For very large tables, the initial load may actually be too large to be practical. In such cases it may be worth considering an alternative Initial Load mechanism analogous to Amazon Snowball.

Matillion ETL implementation

The example implementation is made up of a number of different Orchestration and Transformation jobs.

Message Configuration

A dedicated queue is needed for the job requests, and must be configured in the Manage Configuration window. The example below shows SQS Configuration but the principle is identical for other message types.

SQS Configuration

Setup

This job only needs to be run once, during initial setup—Micro Batching setup

It simply calls two other jobs:

• Create Database Structures - creates the staging table stg_tx_replica and the real, replicated table tx_replica
• Create HWM View - creates the view v_stg_tx_replica_max which contains one row showing the highest currently extracted timestamp (or high water mark).

The main job: Micro Batch CDC—contains the logic and data flows which repeat in every microbatch.
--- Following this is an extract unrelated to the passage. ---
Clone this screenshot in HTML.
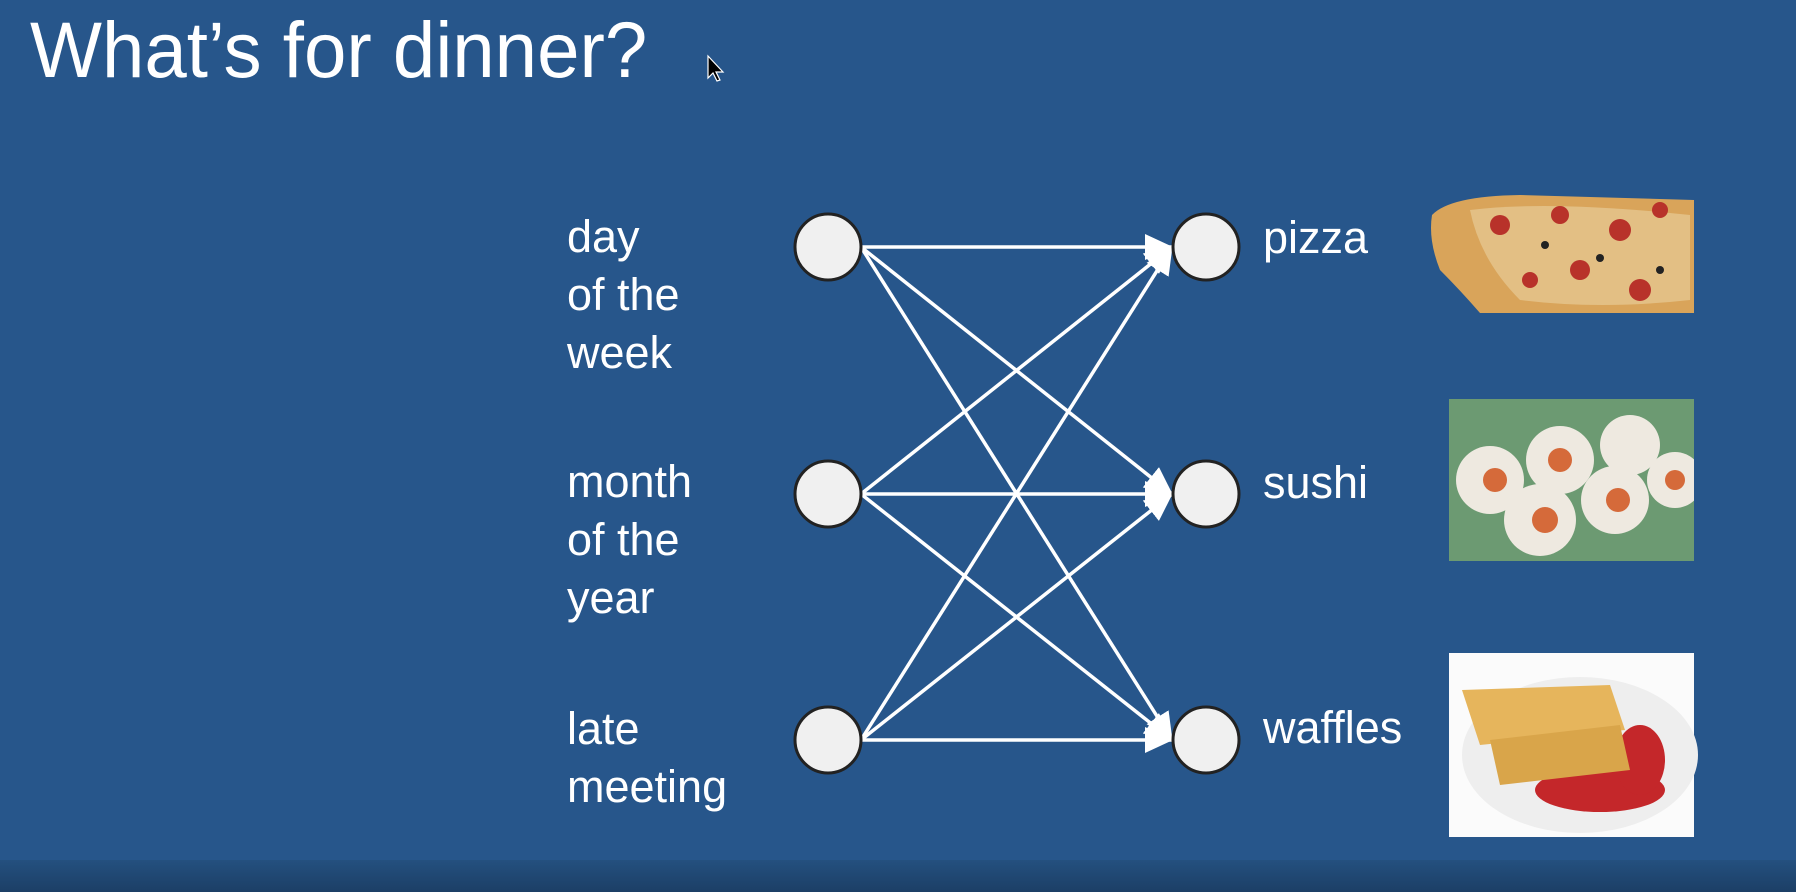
<!DOCTYPE html>
<html><head><style>
body{margin:0;width:1796px;height:892px;overflow:hidden;background:#27568b;font-family:"Liberation Sans",sans-serif;color:#fff;position:relative}
.t{position:absolute;white-space:nowrap;line-height:1}
.l{position:absolute;font-size:45px;line-height:58px;left:567px}
.r{position:absolute;font-size:45px;left:1263px;line-height:1}
</style></head><body>
<div class="t" style="left:30px;top:10px;font-size:79px;transform:scaleX(0.965);transform-origin:0 0">What’s for dinner?</div>
<div class="l" style="top:208px">day<br>of the<br>week</div>
<div class="l" style="top:453px">month<br>of the<br>year</div>
<div class="l" style="top:700px">late<br>meeting</div>
<div class="r" style="top:215px">pizza</div>
<div class="r" style="top:460px">sushi</div>
<div class="r" style="top:705px">waffles</div>
<svg width="1796" height="892" style="position:absolute;left:0;top:0">
<defs><clipPath id="cs"><rect x="1449" y="399" width="245" height="162"/></clipPath>
<marker id="b" markerWidth="28" markerHeight="26" refX="27" refY="13" orient="auto" markerUnits="userSpaceOnUse"><path d="M0,0L28,13L0,26z" fill="#fff"/></marker></defs>
<g stroke="#fff" stroke-width="3.5" marker-end="url(#b)">
<line x1="861" y1="247" x2="1172" y2="247"/><line x1="861" y1="247" x2="1172" y2="494"/><line x1="861" y1="247" x2="1172" y2="740"/>
<line x1="861" y1="494" x2="1172" y2="247"/><line x1="861" y1="494" x2="1172" y2="494"/><line x1="861" y1="494" x2="1172" y2="740"/>
<line x1="861" y1="740" x2="1172" y2="247"/><line x1="861" y1="740" x2="1172" y2="494"/><line x1="861" y1="740" x2="1172" y2="740"/>
</g>
<g fill="#f0f0f0" stroke="#222" stroke-width="3">
<ellipse cx="828" cy="247" rx="33" ry="33"/><ellipse cx="828" cy="494" rx="33" ry="33"/><ellipse cx="828" cy="740" rx="33" ry="33"/>
<ellipse cx="1206" cy="247" rx="33" ry="33"/><ellipse cx="1206" cy="494" rx="33" ry="33"/><ellipse cx="1206" cy="740" rx="33" ry="33"/>
</g>
<path d="M708,56 L708,78 L713,73 L717,81 L720,80 L716,72 L723,72z" fill="#000" stroke="#fff" stroke-width="1.2"/>
<path d="M1432,215 Q1450,196 1520,195 L1694,200 L1694,313 L1480,313 Q1460,290 1440,270 Q1428,240 1432,215z" fill="#d9a45a"/>
<path d="M1470,210 Q1550,200 1690,215 L1690,300 Q1600,310 1520,300 Q1480,260 1470,210z" fill="#e9d2a0" opacity="0.6"/>
<g fill="#b8322a"><circle cx="1500" cy="225" r="10"/><circle cx="1560" cy="215" r="9"/><circle cx="1620" cy="230" r="11"/><circle cx="1660" cy="210" r="8"/><circle cx="1580" cy="270" r="10"/><circle cx="1640" cy="290" r="11"/><circle cx="1530" cy="280" r="8"/></g>
<g fill="#222"><circle cx="1545" cy="245" r="4"/><circle cx="1600" cy="258" r="4"/><circle cx="1660" cy="270" r="4"/></g>
<g clip-path="url(#cs)">
<rect x="1449" y="399" width="245" height="162" fill="#6c9a72"/>
<g fill="#eee9e0"><circle cx="1490" cy="480" r="34"/><circle cx="1560" cy="460" r="34"/><circle cx="1630" cy="445" r="30"/><circle cx="1540" cy="520" r="36"/><circle cx="1615" cy="500" r="34"/><circle cx="1675" cy="480" r="28"/></g>
<g fill="#d56a3a"><circle cx="1495" cy="480" r="12"/><circle cx="1560" cy="460" r="12"/><circle cx="1545" cy="520" r="13"/><circle cx="1618" cy="500" r="12"/><circle cx="1675" cy="480" r="10"/></g>
</g>
<rect x="1449" y="653" width="245" height="184" fill="#fbfbfb"/>
<ellipse cx="1580" cy="755" rx="118" ry="78" fill="#eee"/>
<g fill="#c4272a"><ellipse cx="1600" cy="790" rx="65" ry="22"/><ellipse cx="1640" cy="760" rx="25" ry="35"/></g>
<path d="M1462,690 L1610,685 L1625,730 L1480,745z" fill="#e6b55c"/>
<path d="M1490,740 L1620,725 L1630,770 L1500,785z" fill="#d9a54a"/>
</svg>
<div style="position:absolute;left:0;top:860px;width:1796px;height:32px;background:linear-gradient(#24507f,#1c3f66)"></div>
</body></html>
Part of the microbatch is to append the newly staged records into the real, replicated table. This is done by calling a transformation job: CDC Append

A final piece of the configuration is the job which needs to be scheduled to start the replication pipeline every day: Start CDC

Ensure that messaging (SQS, Pub-Sub or Azure Queue) integration has been switched on, the environment variable is in the "on" setting, and run this job once to start the microbatch replication!

Example of Data Output

Once the microbatch replication has been started, you should see a fairly continuous series of tasks running.

Tasks Panel

In the database, you’ll see that data is being continuously appended to the target table, a small number of rows at a time.

Your users can now begin to query this data while the microbatch replication is running. This allows them to take advantage of massively parallel processing power, while at the same time always remaining within a few seconds of real time with respect to the original source system.